REMEMBER. HONOR. TEACH.

Remember our fallen U.S. veterans

Honor those who serve

Teach your children the value of freedom

By Liz Johnson/Staff Writer

Living 50-Plus, Nov. 22, 2016

Wreaths Across America provides seven wreaths for presentation at the wreath-laying ceremony every year. Each wreath represents a branch of the U.S. military service. A member of the each military branch, a veteran or family member, presents the wreath, which is placed at the front of the Committal Chapel at the Missouri State Veteran Cemetery in Higginsville. (Submitted photo)

Wreaths Across America provides seven wreaths for presentation at the wreath-laying ceremony every year. Each wreath represents a branch of the U.S. military service. A member of the each military branch, a veteran or family member, presents the wreath, which is placed at the front of the Committal Chapel at the Missouri State Veteran Cemetery in Higginsville. (Submitted photo)

Wreaths Across America owes its humble beginnings to the inspiration of a Maine man’s trip to Washington, D.C. as a 12-year-old boy.

Morrill Worcester, now the owner of Worcester Wreath Company in Harrington, Maine, visited Arlington National Cemetery while visiting D.C. when he was 12. The impression the veterans cemetery left on Worcester was never far from his mind and would, in 1992, rise to the surface through his wreath company when he found he had a surplus of wreaths at the end of the holiday season.

Maine Senator Olympia Snowe helped Worcester make arrangements to place the wreaths at Arlington Cemetery in an older section that had fewer visits to the graves each year.

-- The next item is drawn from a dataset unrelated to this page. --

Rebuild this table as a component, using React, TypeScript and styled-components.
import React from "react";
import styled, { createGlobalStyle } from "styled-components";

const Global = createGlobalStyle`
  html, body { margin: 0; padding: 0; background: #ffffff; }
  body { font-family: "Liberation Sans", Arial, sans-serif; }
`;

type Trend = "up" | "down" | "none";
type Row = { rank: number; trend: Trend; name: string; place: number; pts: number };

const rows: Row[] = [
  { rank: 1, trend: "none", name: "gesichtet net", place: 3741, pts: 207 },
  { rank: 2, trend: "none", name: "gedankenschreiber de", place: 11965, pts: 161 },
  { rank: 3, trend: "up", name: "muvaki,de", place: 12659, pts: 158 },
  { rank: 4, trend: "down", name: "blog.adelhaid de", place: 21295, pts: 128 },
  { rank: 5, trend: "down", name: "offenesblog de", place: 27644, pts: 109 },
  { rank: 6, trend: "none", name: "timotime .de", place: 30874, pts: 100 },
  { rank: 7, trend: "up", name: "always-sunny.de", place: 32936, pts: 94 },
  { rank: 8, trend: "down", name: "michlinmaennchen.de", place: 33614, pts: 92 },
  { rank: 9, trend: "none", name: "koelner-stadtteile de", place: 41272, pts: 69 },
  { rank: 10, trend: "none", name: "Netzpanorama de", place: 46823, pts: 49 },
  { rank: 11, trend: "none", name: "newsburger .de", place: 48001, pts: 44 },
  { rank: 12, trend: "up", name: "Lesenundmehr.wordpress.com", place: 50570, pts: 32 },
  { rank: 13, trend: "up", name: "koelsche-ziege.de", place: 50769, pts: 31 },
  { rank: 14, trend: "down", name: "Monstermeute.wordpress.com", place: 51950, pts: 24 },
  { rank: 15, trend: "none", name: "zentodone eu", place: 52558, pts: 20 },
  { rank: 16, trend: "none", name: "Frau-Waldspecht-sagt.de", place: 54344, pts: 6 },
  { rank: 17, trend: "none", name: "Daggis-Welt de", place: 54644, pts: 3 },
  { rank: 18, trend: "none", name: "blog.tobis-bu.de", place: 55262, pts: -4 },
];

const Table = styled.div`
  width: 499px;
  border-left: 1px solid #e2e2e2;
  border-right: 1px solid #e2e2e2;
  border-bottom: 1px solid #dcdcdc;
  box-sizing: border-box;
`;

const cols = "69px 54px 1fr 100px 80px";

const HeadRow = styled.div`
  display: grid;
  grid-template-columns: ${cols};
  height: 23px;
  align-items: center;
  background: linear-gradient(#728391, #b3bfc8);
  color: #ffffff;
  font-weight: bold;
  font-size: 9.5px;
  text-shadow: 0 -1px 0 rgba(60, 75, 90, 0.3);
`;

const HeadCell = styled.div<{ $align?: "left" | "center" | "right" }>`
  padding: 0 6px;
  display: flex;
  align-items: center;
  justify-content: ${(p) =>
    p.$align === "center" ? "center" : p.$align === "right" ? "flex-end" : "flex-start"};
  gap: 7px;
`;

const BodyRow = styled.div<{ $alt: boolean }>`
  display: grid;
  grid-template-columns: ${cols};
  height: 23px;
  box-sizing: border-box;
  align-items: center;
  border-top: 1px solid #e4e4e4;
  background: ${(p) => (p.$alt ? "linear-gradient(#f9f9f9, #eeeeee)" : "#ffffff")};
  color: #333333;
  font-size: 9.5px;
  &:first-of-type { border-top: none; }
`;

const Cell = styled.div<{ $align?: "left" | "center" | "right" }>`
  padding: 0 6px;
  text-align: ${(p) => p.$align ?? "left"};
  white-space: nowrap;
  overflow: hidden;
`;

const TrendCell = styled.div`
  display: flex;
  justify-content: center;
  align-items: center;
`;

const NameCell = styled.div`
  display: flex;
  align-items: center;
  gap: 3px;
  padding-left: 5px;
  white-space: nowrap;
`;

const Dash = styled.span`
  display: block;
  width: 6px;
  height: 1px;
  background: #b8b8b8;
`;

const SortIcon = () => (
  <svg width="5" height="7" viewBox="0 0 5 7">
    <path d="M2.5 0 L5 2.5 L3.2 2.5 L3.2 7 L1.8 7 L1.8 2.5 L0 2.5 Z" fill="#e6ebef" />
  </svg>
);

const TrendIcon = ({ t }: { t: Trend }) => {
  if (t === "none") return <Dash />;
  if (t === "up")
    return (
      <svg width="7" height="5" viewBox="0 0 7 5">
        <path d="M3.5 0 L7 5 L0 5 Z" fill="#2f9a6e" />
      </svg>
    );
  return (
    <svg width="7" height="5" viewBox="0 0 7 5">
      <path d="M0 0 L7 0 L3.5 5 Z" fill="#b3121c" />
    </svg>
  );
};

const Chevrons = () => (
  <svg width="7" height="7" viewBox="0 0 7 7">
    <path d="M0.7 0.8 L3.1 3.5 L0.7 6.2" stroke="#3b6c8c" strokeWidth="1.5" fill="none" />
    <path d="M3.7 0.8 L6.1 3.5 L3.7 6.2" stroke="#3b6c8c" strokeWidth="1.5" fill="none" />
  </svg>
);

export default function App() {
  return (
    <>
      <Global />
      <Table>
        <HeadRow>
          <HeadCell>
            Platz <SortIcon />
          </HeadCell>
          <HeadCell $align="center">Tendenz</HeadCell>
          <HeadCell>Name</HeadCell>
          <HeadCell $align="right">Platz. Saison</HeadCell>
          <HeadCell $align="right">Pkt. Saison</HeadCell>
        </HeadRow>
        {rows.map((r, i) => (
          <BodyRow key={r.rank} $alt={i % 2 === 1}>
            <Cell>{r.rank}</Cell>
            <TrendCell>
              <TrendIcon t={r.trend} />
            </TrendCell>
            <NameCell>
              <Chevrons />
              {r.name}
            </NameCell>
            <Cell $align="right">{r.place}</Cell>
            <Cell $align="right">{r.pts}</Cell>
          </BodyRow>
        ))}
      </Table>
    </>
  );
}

As the two made their plans, others stepped up to help. A local Maine trucking company owned by James Prout provided the transportation to Virginia. Volunteers from the local American Legion and VFW posts got together with members of the community to decorate each wreath with red hand-tied bows. Members of the Maine State Society of Washington, D.C. assisted in organizing the laying of the wreaths, culminating in a ceremony at the Tomb of the Unknown Soldier.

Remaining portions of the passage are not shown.